After a while, we start to see too, that the universe never gave us a gift by mistake. It didn’t get the name tags mixed up on the presents. If we have been abusing gifts, they sustain damage, but the human spirit is very resilient. When we recognize that we’re in that trap, when we release the “or else”, there’s an opportunity to come back and work with our gifts. They come into more graceful use, they evolve. We are given the chance to see something more than acceptance. Acceptance is important but there is something greater, recognition is seeing the genuine potential that has always been there and the use of the gift starts coming from that place instead. We start being kind for kindness sake (instead of a gritted teeth kind of NICE), we can give more freely with less of a drain or a price tag. People find us more comfortable to be with as we are more on a level playing field. Reciprocation goes on and we start to experience the intimacy of sharing ourselves and being shared with.

On that perky note -I have a good friend who closes most of his messages with “LIFD”: Life Is Fabulous Dahling!

Eight Of Cups


All of the four suits have to do with the elements in interaction with one another(with the exception of the Aces, which are the awakening of the element). Another example of the head / heart interaction is the eight of cups. A figure is making his way on a tricky landscape, there is no clear road to follow. In the foreground an arrangement of cups is incomplete, there is a gap. Above it all is, what for the longest time I thought was, an oddly shaped moon.

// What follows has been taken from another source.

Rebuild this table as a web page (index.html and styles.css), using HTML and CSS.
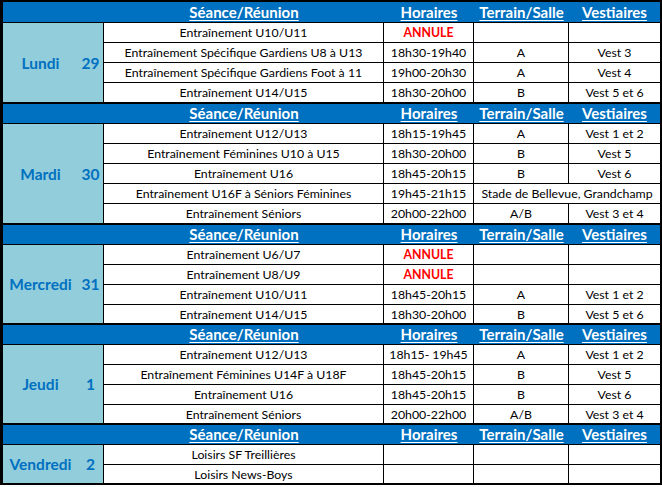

I will digress here, for a moment. It just goes to show that you never stop learning with Tarot, it never stops surprising you, if it does stop…put them away for awhile. I have to always be on the lookout for new inflection and possibility. In the case of the eight of cups, I had been working with Tarot for a good 10 or 12 years when one day, while reading cards in a restaurant ( the now defunct Eastside Exchange) one of my co-workers was looking at my cards. His name was Ken and he’s a writer, amongst other things. He looked at the eight of cups, HAVING NEVER SEEN IT BEFORE, and said “oh there’s an eclipse”! I looked at it, and frankly, I was gobsmacked!

Pamela Coleman Smith, the illustrator of the deck, clearly knew how to draw a proper circle. She also knew how to draw a moon and a sun (as they are part of the major arcana). On the eight of cups she didnt simply draw a moon or a sun. It was clear (in that moment- thanks to Ken) that it is a circle over a circle, most certainly an eclipse. This makes even more sense when we consider the association of the moon card with the unconscious, the primal and instinctive and the sun card with the rational, out in the light of day clarity of consciousness, The eight of cups takes on a greater deeper (and I think far more constructive) meaning.

If you were having to make a difficult journey on uncertain terrain, in the hopes of finding fulfillment, it would stand to reason that you would want to take a careful, practical approach, just traveling by daylight and watching your step. But true fulfillment isn’t something you can plan and schedule. It’s not a scheduled enlightenment weekend at Mount Shasta. Nor is uncertainty a bad thing. Fulfillment has to catch us off guard, it has to have an irrational component. Sooner or later in every one’s life, there are those rare times, like an eclipse, where it is dark in midday and we have to allow our instincts and urges to also have their say.

Many traditional interpretations of the eight of cups refer to it as a time of uncertainty, disillusion and confusion. I think it is the uncertainty we HAVE to travel through. It’s not the same as confusion where we are wandering around in circles in the same part of the forest saying “didn’t I pass that tree three times already?” It is the BLESSED confusion of being outside our usual comfort zone, on unfamiliar ground, allowing ourselves to venture towards what we have not yet experienced. When we know that we can take a certain amount of pressure off of ourselves and use the experience more wisely and deeply.